A lot of people would immediately identify this as some sort of idol worship. In a lot of ways, that may be true, but there was a definite sense of presence. Also, this is what young males are supposed to do. Look at Knowles' A Separate Peace. This really was like Phineas climbing out onto the longest tree limb overhanging a river and jumping. For all intensive purposes, this seemed to be where one could prove his ultimate worth as an Ignatian. I look back on it now as a sort of rite of passage.
One by one, I watched them all hop up onto the base of that statue and feel the emotional shock of His presence. Some would say that they could see tears in Christ's eyes or feel warmth from his hands. There always seemed to be some sense of being displaced, feeling as though the statue was welcoming the young retreatant.
I went up timid and shy, and didn't feel a thing. I was disappointed, but I wasn't really surprised. Looking back, I realize it was because I was still innocent, and I didn't hurt from anything. I would soon realize the connection, after conversation with thme, that they hurt from something and that they needed that presence to be felt. That period of adolescence is an awkward one, because the small things don't fill you with the same sense of awe and amazement anymore.
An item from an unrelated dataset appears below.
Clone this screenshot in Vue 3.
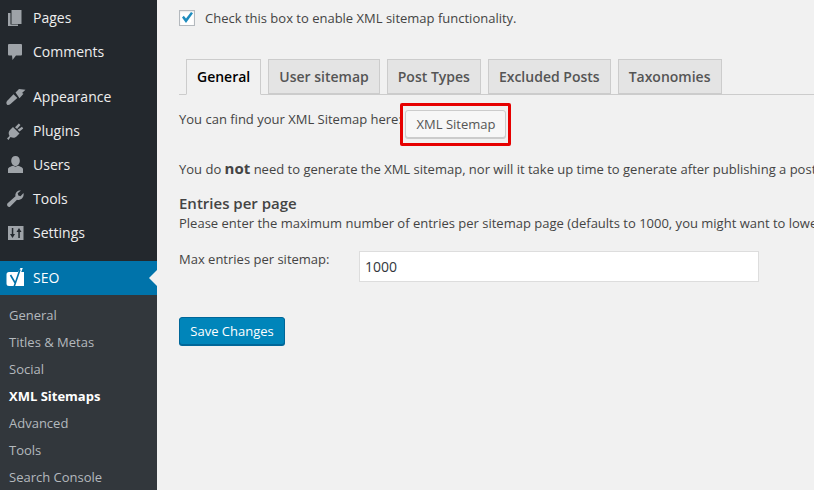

I would go back to that place my senior year as a retreat leader. I remember walking around with my friend Michael at night. We went past the statue, where a new host of Ignatians were getting their fill of presence, and we came across that clearing in the woods. I hadn't noticed it on previous occassions. The sky just seemed to open up out of nowhere and sent down upon us a very soft glow of moonlight. Maybe that's what let him release his hurt. He told me stuff that I would have never been able to guess on my own about him. I never realized how much stress he was under. He went through the pain of having lost his virginity and then of having that same girl tell him she was pregnant. The rub was that she really wasn't pregnant, but she had kept up the charade for awhile. She made it all up to get back at him for breaking up with her. Later she claimed to have had an abortion or maybe a miscarriage. But it was certainly a host of lies and undeserved pain.
Secretly, I was jealous because I had never known pain. I never felt a real need to cry and let out emotion. I would feel it later and realize how naive I was to think like that. I tried to be there for my friend, but I never know the right things to say. I never will. But at the same time, he got to experience a closeness to that presence which can only be made possible by a painful separation. I wish I had understood more clearly, for Michael's sake.
Michael was the one who would introduce me to Lewis Black. After school one day in the weeks before graduation, we rode around downtown Cleveland and then made our way towards Parma while listening to Black's White Album. I laughed so hard that I cried. I've listened to it so often since then that the humor seems to be a part of me. The jokes are like old and reliable friends. I look back to that now and wonder if I had an innocent laugh that he was jealous of. I wouldn't even know if I had lost that. I laughed a lot then, and I still do today. I wish I knew, because it would clear up a lot. I can only suppose.